JOB: Repeat exactly the lines from the line with "Write the React, TypeScript" to the line with "import styled from 'styled-components'", including both, and leave out any pictures.

WORKING DATA:
• • • •

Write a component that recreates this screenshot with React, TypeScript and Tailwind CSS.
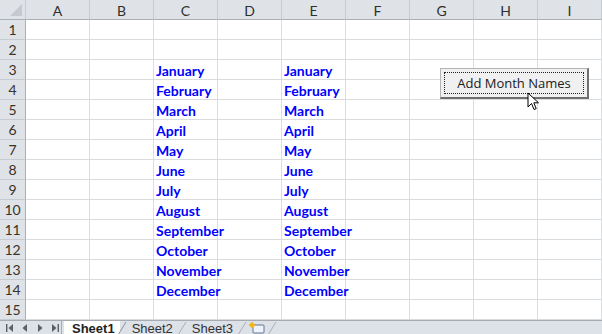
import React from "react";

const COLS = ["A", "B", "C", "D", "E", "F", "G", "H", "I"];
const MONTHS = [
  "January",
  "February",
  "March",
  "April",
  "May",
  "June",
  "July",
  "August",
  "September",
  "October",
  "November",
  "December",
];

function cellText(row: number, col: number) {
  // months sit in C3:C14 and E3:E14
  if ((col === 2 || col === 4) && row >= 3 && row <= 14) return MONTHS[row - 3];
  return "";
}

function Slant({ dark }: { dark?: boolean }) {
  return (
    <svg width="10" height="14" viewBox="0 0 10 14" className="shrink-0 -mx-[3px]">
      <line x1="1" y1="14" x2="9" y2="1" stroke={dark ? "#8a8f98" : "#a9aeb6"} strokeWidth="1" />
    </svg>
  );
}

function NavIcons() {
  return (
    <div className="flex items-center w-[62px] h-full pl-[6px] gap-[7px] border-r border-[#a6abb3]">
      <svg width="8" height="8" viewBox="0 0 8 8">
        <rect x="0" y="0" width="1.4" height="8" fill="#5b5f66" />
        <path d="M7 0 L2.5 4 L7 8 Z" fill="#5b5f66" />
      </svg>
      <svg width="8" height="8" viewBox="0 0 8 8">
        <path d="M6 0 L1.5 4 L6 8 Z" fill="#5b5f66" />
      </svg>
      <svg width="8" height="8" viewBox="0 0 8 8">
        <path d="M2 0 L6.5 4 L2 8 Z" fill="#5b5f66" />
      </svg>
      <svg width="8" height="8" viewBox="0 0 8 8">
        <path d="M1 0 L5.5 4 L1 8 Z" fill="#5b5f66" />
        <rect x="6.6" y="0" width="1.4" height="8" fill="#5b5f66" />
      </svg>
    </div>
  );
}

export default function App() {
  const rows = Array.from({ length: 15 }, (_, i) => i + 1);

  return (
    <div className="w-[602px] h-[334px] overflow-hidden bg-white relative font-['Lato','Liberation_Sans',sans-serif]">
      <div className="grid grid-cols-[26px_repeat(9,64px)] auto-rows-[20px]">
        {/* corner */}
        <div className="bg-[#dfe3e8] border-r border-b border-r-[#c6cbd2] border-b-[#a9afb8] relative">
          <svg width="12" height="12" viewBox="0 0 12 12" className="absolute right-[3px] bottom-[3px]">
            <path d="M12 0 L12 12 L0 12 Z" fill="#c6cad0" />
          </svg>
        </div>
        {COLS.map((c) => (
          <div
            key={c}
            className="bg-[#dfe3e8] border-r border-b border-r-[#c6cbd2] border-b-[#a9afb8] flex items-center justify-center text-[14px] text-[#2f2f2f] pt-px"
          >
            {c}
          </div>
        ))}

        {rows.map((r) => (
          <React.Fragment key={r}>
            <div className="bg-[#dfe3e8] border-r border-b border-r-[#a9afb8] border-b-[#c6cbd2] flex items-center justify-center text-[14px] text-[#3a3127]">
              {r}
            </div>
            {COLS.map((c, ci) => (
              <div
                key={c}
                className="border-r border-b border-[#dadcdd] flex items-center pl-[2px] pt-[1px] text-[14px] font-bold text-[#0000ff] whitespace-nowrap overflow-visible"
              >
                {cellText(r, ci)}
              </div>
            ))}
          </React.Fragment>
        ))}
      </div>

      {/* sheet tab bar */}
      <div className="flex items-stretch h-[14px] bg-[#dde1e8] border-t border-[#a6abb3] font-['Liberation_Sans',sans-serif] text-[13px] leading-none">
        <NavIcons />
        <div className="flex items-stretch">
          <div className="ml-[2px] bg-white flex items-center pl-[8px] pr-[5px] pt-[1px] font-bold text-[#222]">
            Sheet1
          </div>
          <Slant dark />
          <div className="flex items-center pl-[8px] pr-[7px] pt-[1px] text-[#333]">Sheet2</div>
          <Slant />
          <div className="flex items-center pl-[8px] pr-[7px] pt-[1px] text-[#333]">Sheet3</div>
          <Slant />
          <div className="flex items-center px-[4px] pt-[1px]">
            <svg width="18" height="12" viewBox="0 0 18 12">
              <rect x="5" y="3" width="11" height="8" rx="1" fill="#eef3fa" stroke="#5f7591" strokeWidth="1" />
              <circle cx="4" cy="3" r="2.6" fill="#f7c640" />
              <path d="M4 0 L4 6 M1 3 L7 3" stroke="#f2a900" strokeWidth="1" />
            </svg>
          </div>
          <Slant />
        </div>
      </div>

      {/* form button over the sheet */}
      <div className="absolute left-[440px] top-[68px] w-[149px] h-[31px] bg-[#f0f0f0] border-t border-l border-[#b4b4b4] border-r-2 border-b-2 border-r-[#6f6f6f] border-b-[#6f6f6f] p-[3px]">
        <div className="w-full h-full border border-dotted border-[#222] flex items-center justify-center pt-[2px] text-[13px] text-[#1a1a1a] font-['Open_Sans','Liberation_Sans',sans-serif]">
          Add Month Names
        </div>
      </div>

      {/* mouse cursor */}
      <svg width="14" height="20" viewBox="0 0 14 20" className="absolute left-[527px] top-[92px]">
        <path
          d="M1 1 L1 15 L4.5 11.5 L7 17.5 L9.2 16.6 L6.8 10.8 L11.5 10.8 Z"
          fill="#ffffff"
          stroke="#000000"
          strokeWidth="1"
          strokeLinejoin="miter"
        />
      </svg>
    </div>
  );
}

• • • •

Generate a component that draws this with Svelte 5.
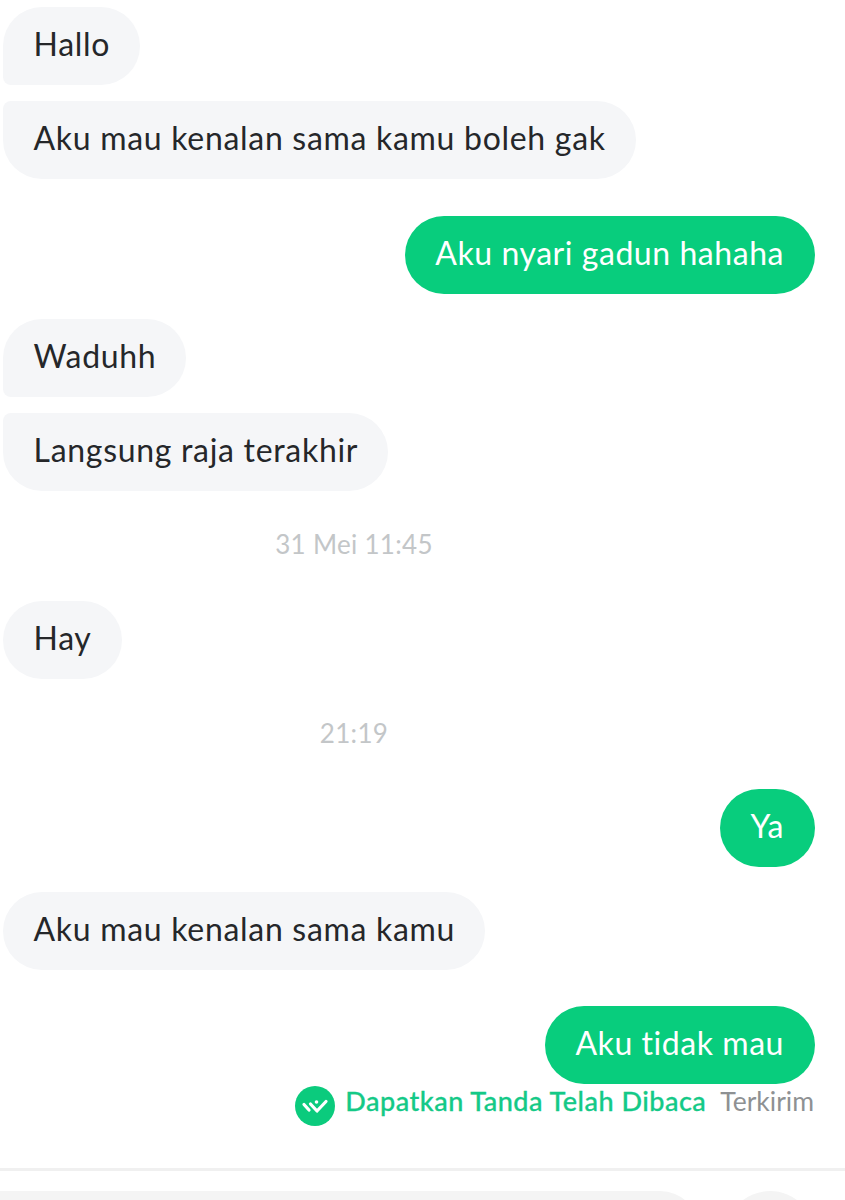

• • • •

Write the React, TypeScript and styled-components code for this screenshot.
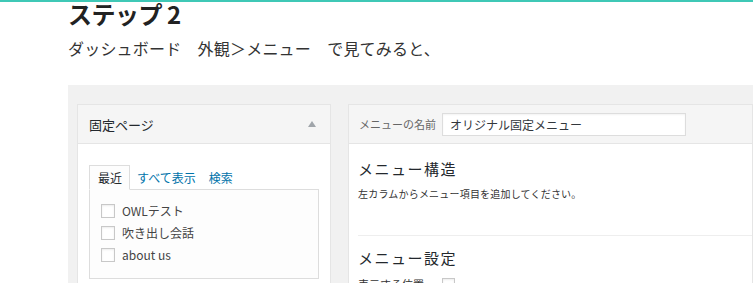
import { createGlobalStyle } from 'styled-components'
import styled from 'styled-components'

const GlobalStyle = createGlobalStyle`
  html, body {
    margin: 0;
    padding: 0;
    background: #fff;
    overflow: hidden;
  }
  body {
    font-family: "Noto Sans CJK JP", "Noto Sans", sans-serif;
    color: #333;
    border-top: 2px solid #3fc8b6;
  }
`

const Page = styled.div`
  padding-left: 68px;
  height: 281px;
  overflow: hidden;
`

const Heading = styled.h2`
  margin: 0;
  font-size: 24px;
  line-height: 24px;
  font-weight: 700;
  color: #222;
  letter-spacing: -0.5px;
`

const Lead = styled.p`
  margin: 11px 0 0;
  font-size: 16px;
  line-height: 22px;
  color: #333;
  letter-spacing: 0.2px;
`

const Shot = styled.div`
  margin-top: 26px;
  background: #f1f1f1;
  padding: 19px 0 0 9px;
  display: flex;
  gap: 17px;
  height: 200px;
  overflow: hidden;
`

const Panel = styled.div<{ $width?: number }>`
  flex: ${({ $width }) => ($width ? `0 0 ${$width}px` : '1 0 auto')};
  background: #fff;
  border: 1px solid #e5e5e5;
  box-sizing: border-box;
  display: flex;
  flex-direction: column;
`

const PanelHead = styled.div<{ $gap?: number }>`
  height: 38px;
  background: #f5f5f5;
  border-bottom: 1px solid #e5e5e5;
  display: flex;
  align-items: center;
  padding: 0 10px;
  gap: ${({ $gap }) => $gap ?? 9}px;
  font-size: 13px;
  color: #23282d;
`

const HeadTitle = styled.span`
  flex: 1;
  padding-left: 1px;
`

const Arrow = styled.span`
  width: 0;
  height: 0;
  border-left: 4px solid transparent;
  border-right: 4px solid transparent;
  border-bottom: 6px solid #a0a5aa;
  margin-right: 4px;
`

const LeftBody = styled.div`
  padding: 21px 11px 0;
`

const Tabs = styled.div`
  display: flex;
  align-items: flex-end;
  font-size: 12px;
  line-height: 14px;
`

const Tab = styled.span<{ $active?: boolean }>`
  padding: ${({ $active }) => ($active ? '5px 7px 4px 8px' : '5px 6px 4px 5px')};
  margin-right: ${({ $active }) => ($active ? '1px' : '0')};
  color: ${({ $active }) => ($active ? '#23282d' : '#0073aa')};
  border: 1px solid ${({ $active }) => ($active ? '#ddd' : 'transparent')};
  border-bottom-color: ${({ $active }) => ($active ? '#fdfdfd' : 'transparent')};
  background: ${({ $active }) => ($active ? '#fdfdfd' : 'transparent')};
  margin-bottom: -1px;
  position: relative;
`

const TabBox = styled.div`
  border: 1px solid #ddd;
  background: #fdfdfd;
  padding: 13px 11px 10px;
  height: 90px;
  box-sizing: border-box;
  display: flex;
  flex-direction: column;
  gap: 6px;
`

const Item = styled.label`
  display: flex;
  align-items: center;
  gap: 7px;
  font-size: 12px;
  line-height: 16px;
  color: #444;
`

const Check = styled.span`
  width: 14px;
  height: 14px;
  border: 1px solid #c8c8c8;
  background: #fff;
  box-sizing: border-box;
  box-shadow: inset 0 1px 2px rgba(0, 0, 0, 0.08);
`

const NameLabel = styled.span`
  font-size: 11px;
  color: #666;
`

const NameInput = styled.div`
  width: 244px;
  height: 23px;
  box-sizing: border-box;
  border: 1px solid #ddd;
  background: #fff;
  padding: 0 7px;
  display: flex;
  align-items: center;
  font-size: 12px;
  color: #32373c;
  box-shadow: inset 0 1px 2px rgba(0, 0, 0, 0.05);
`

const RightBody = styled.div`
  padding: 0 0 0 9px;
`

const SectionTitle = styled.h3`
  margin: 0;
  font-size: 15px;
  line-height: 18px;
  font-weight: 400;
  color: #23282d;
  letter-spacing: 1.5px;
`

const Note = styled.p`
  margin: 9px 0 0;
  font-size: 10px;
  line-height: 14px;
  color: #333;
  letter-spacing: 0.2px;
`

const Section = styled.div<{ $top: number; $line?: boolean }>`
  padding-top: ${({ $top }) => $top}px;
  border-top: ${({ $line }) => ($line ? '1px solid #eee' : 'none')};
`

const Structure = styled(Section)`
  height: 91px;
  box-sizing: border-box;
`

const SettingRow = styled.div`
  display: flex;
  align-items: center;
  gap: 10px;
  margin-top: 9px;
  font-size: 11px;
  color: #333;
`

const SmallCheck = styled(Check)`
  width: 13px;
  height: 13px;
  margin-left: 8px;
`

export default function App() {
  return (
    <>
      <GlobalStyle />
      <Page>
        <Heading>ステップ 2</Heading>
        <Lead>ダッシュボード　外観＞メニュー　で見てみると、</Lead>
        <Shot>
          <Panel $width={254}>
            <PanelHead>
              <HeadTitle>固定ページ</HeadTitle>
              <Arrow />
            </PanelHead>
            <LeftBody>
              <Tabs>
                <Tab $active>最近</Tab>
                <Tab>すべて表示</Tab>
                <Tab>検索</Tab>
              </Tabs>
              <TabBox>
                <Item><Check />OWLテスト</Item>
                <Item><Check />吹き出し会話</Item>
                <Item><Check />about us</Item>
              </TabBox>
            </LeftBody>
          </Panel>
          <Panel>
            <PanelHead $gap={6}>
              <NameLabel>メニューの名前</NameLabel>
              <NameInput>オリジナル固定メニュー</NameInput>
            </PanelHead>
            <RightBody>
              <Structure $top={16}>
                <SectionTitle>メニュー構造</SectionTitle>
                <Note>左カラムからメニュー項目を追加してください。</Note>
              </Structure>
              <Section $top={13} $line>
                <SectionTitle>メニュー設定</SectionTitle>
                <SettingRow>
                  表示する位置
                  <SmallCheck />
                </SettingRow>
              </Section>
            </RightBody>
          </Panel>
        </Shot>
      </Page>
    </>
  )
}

• • • •

EXPECTED OUTPUT:
Write the React, TypeScript and styled-components code for this screenshot.
import { createGlobalStyle } from 'styled-components'
import styled from 'styled-components'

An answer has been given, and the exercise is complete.